Students all want the same thing: status, popularity, etc. Not everyone can these things though. Their scarcity is their value. The competition over this finite resource creates conflict and hostility. This pent up hostility has to be channeled to avoid chaos. A scapegoat is informally agreed upon: the oddball, the misfit, the outcast. These people are all the more obvious due to the extreme herding that happens in schools. The bully acts as the "executioner" of this "sacrifice". The boundaries of group unity are enforced, the shared complicity enforcing cohesion, and group identity and control are upheld.
I remember from my school days how much hostility was directed toward people who wouldn't or couldn't "fit in". I even internalized those feelings. "Why won't he/she just act normal?"
I'm not fully sold on Gerard, but his theories are kind of mesmerizing in their pat explanation of group dynamics.
According to popular science that is.
https://humanorigins.si.edu/evidence/genetics/ancient-dna-an...).
I disagree. I think that the person who is bullied is primarily selected by the bully, and the only influence that others have is that the bullied person doesn't have enough (or large enough) others around them in order to defend them. Others may then pile in once the target has been selected, but it's not in any way a collective decision.
You could just as well say that society chooses the people who get mugged, or the people whose houses are burglarized, or the people who are raped or murdered.

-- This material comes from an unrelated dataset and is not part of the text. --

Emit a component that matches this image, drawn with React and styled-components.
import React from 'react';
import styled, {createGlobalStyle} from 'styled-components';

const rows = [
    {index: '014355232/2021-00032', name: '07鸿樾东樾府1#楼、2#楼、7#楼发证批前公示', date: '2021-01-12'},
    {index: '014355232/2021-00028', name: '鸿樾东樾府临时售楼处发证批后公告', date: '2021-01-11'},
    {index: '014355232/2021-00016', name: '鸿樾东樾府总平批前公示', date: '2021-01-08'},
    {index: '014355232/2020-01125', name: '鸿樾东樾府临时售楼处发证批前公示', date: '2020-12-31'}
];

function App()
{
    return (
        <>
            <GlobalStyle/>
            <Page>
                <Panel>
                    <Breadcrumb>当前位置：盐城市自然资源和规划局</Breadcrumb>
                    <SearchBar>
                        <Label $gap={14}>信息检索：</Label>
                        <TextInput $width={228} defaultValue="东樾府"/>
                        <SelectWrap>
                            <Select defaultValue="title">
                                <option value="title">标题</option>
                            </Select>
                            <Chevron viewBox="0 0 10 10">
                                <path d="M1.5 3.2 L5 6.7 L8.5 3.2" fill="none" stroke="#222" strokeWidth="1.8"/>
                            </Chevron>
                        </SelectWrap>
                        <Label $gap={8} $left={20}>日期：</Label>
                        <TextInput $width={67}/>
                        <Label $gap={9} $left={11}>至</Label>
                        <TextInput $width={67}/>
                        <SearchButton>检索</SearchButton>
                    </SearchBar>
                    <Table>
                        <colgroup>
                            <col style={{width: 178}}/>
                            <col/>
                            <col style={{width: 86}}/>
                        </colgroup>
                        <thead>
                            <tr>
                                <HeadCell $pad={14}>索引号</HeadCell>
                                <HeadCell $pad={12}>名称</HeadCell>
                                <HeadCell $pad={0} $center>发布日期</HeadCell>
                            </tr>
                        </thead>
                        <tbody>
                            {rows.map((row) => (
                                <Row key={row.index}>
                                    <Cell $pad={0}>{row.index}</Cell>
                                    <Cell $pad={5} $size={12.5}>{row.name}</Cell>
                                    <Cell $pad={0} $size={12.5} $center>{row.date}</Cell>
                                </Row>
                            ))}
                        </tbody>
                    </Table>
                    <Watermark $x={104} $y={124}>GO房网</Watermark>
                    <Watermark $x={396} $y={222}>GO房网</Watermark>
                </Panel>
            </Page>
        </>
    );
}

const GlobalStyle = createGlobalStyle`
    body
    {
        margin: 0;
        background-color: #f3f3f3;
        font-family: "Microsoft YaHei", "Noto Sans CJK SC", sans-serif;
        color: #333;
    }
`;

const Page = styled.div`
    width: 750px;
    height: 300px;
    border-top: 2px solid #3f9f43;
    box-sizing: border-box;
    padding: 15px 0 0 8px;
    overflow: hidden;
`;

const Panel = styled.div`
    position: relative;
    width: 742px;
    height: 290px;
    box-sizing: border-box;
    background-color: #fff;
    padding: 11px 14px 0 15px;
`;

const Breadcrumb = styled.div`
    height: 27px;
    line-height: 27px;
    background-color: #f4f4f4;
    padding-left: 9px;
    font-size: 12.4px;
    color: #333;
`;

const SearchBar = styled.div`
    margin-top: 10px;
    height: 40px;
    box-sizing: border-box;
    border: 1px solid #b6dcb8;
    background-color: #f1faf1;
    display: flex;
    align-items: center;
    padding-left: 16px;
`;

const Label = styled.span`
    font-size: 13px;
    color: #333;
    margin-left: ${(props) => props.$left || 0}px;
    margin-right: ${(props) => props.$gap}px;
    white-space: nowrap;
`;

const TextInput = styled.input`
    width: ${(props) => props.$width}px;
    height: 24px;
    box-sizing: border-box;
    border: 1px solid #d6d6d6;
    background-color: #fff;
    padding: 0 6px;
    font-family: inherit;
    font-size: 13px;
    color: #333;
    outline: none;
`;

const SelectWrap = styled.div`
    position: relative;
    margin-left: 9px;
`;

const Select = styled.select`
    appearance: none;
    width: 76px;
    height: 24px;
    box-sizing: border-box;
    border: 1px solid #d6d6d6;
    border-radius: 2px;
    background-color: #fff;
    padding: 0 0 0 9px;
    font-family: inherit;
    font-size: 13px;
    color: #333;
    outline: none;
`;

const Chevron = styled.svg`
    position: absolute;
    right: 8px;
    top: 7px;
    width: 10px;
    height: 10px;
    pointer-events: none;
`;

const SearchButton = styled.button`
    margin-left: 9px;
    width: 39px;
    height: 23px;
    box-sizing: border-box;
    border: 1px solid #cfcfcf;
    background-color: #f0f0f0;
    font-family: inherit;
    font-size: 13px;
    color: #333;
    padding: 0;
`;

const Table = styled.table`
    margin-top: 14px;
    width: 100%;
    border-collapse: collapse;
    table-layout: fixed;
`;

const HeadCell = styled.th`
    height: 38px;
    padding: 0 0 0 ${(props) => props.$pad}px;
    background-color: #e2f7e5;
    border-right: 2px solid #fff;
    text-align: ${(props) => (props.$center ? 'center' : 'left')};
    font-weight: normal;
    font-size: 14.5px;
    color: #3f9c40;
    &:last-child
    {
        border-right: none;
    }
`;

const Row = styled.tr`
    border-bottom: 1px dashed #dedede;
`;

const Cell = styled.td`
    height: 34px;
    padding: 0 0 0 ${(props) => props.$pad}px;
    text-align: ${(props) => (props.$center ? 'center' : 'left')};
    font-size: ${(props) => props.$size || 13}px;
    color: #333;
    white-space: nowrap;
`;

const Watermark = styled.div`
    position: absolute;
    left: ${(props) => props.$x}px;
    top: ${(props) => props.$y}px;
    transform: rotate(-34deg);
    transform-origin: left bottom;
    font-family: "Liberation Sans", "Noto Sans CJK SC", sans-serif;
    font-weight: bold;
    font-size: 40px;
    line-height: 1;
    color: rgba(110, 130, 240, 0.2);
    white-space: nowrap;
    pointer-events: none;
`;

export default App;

I'm sure you could come up with some neo-Freudian way to convince somebody that makes sense, but it doesn't make sense. It's generalization to the point of uselessness if not complete absurdity.

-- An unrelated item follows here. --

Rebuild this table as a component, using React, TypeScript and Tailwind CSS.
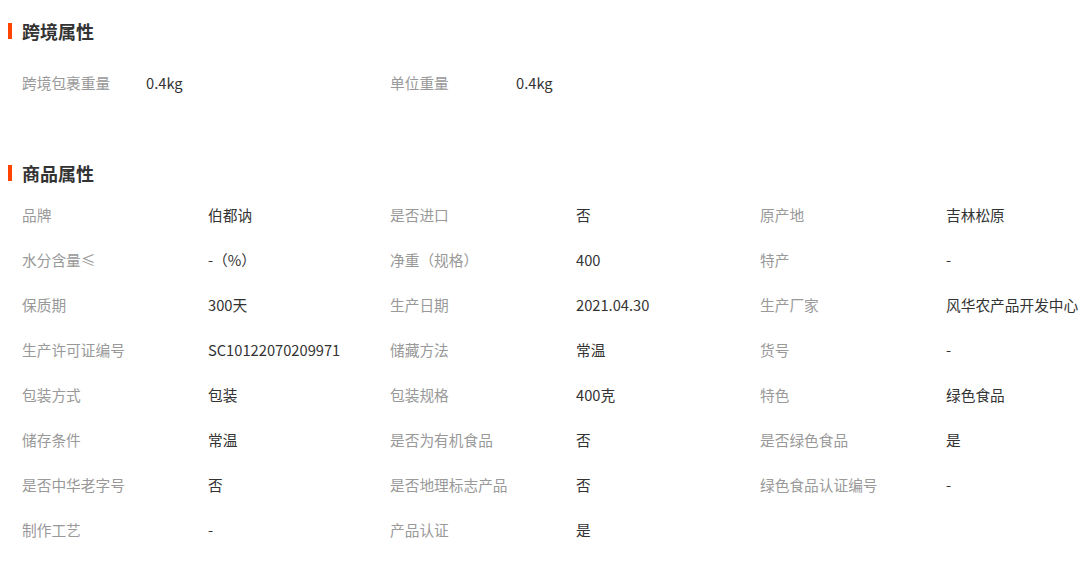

I was bullied as a child. I was picked because I was an easy, bookish target without many friends, and definitely without tough friends. The bullying ended when I hurt a bully in a way that everyone found out about, and that state was maintained when I made a group of friends who would have defended me if a bully had approached me. The cause of all of this was obvious, not subtle or mysterious.
Yes, this is how the crowd selects the target. It's implicit in the fact that the crowd has indicated they won't defend the target
"Having no friends" is a signal that the herd isn't going to do anything to help you
If you're going to rely on this dynamic, then you're going to have this consideration.
There are internal and external norms and even norms within each category have different levels of importance.
External norms are typically of the nature of "no fighting" and are enforced without looking at the circumstances. Their goal is for somebody perceived as an authority to keep the group pacified and minimize visible conflict. They are typically not interested in invisible conflict because by its nature, the external power can't see it.
The goal is not justice, it's peace.
Internal norms are fuzzy because they're usually not codified and might not even be agreed upon by the members of the group because their goal is maintaining a social hierarchy within the group.
The hierarchy's goal is neither peace nor justice, it doesn't even have a goal, it's just a compromise between people with differing goals - some entirely uninterested in the hierarchy, some obsessed with climbing the social ladder.
However, every group/organization is just a collection of its members who each have different incentives. For some of those, it's gaining status/power. Status/power is mostly a zero-sum game, therefore gaining it requires attacking others (causing conflict). But causing visible conflict is damaging to the group so other members are likely to punish such behavior. As a result, the optimal strategy is to cause conduct conflict invisibly.
Bullying is nothing more than such a parasitic individual trying to achieve status/power or in some cases simply satisfaction.